Exercise requirements: Find the lines holding "screenshot" and copy them.

Material for this exercise:
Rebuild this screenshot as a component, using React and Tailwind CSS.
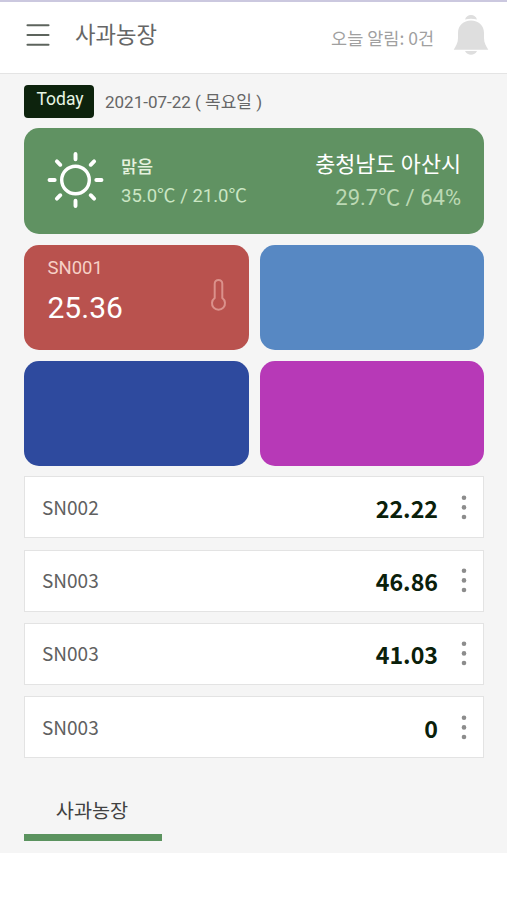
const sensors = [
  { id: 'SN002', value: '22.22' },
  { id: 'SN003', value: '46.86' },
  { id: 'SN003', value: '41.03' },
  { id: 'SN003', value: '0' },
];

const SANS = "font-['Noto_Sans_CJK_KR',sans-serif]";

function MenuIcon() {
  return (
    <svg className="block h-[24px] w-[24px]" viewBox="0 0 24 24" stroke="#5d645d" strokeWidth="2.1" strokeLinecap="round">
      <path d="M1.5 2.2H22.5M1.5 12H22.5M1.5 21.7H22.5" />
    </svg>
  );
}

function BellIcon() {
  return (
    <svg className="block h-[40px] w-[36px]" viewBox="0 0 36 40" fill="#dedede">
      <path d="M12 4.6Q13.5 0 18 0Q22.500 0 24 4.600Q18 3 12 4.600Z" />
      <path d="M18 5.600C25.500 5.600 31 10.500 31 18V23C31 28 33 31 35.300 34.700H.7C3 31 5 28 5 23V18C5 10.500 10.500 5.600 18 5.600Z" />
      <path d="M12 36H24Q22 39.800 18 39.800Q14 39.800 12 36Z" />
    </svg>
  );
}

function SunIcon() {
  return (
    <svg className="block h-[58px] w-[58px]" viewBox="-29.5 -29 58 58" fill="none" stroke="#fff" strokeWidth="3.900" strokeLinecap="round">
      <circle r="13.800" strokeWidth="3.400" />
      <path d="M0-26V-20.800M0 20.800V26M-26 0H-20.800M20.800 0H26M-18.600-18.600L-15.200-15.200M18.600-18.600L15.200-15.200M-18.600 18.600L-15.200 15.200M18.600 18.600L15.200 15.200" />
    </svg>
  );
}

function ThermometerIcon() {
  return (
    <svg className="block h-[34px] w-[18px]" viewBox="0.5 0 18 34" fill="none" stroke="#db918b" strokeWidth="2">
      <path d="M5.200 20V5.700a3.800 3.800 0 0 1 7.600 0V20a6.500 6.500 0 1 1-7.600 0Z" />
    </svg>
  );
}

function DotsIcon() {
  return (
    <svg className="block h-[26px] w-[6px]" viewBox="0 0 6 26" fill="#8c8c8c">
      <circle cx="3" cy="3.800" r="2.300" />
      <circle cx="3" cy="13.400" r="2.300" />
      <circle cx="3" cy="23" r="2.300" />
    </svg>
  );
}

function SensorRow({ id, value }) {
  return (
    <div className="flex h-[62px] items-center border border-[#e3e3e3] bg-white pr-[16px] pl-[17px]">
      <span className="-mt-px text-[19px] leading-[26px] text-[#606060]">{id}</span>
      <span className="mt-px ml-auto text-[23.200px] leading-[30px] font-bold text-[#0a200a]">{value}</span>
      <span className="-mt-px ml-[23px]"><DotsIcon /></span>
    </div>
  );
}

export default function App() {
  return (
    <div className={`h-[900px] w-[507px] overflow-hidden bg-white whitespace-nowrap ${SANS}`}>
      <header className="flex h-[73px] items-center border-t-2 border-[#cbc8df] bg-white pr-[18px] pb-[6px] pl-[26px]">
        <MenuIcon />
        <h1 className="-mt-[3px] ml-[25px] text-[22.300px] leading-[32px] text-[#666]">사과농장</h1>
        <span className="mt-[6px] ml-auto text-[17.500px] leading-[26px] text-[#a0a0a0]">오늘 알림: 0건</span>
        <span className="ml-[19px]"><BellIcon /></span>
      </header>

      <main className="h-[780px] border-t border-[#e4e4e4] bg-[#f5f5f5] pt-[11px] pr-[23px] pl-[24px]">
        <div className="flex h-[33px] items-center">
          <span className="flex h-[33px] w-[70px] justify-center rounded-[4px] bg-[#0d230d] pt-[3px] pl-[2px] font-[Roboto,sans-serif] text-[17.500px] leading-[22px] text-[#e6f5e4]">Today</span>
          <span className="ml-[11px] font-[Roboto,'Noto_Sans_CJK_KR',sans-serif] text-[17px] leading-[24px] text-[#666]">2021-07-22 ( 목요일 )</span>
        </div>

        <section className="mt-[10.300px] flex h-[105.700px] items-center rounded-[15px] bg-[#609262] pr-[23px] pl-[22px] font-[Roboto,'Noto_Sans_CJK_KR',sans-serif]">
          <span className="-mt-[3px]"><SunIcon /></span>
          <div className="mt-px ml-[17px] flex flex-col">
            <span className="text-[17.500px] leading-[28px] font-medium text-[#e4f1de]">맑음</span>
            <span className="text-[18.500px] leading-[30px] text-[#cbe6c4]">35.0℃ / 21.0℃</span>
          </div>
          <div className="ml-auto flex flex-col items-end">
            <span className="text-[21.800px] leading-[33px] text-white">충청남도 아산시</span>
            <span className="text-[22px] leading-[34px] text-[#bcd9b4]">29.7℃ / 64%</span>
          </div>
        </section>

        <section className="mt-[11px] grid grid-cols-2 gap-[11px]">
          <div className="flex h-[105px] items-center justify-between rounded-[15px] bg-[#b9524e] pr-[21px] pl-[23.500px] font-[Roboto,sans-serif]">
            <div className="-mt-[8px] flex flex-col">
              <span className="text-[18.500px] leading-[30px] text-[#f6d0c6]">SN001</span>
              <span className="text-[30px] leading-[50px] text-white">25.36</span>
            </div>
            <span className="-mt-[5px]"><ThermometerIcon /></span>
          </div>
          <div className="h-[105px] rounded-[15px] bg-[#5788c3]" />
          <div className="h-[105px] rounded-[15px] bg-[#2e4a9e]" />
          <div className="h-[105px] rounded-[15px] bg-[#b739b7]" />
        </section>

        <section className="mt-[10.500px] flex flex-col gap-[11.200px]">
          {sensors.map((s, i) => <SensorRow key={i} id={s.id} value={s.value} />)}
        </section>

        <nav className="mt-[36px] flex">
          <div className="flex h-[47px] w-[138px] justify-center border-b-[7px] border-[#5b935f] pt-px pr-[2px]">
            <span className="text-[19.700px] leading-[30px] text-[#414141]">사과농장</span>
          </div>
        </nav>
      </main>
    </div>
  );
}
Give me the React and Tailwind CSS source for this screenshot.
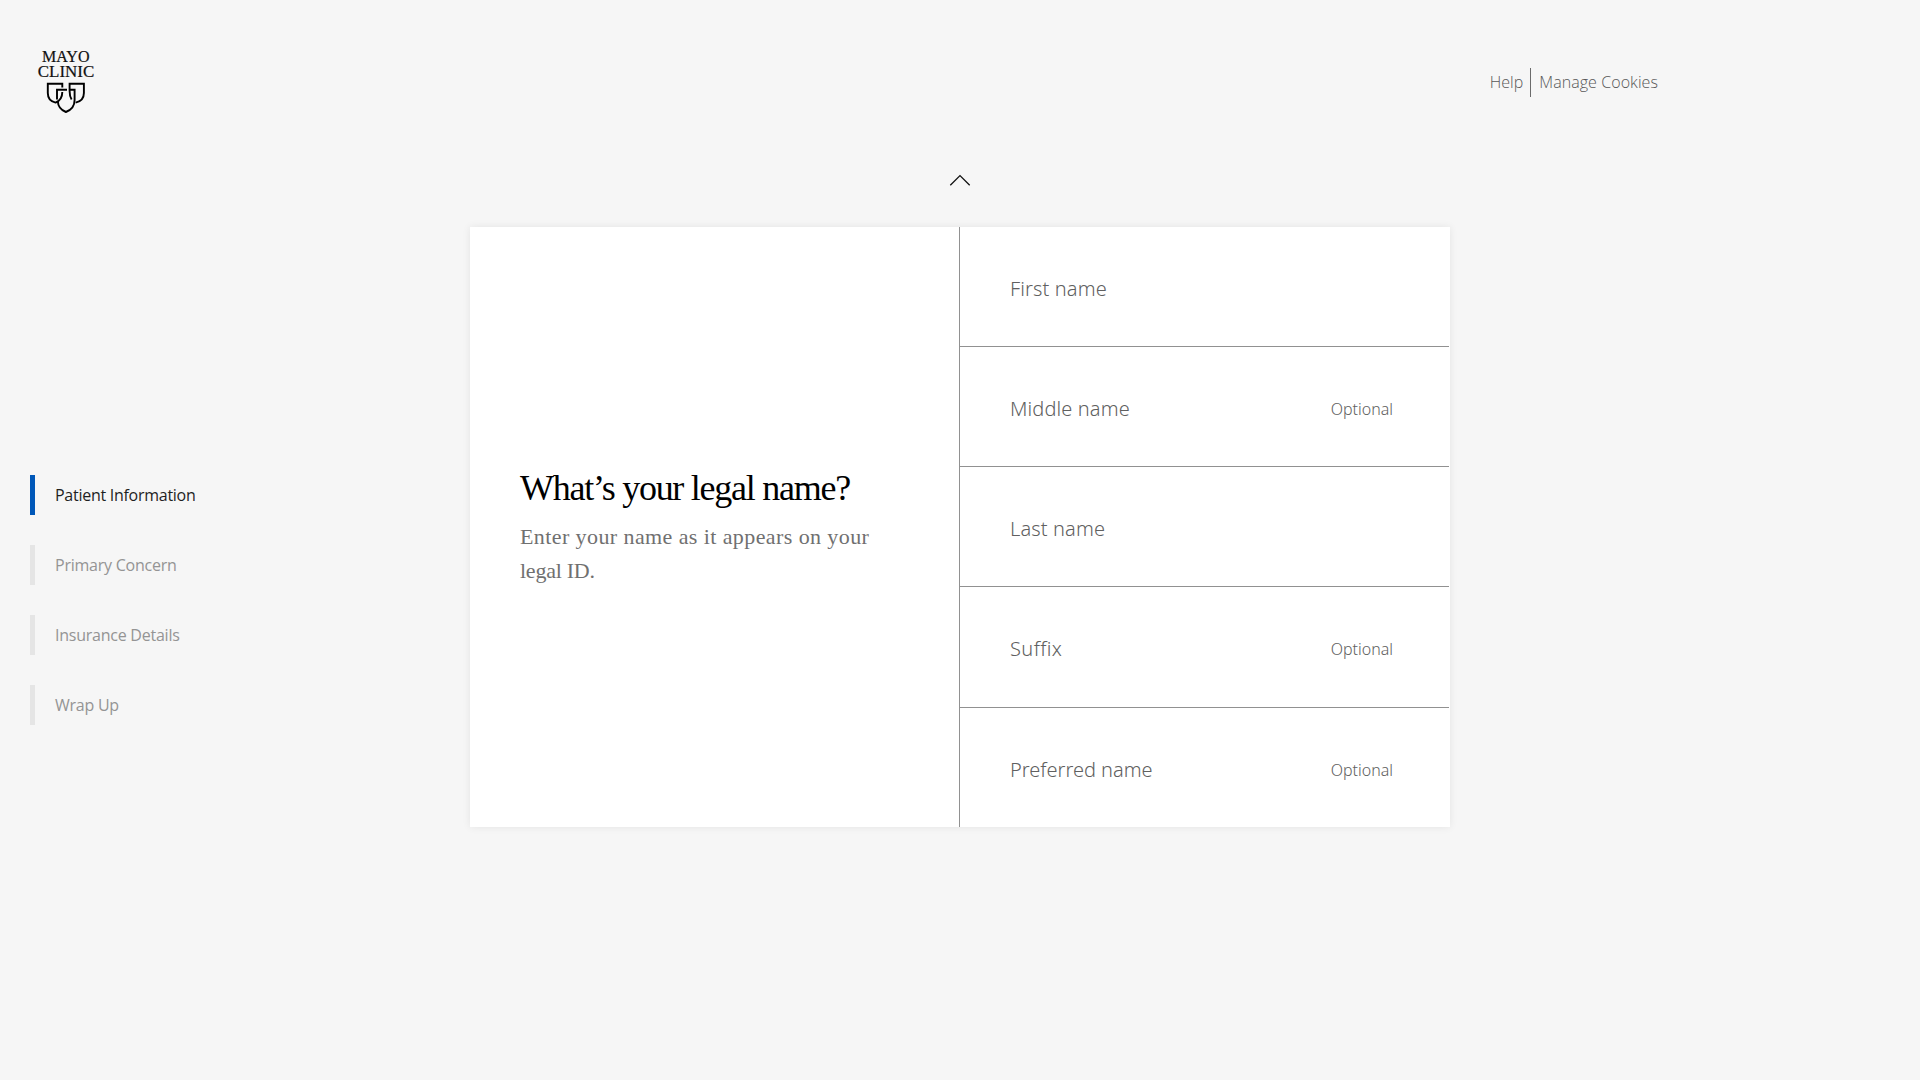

Final answer:
Rebuild this screenshot as a component, using React and Tailwind CSS.
Give me the React and Tailwind CSS source for this screenshot.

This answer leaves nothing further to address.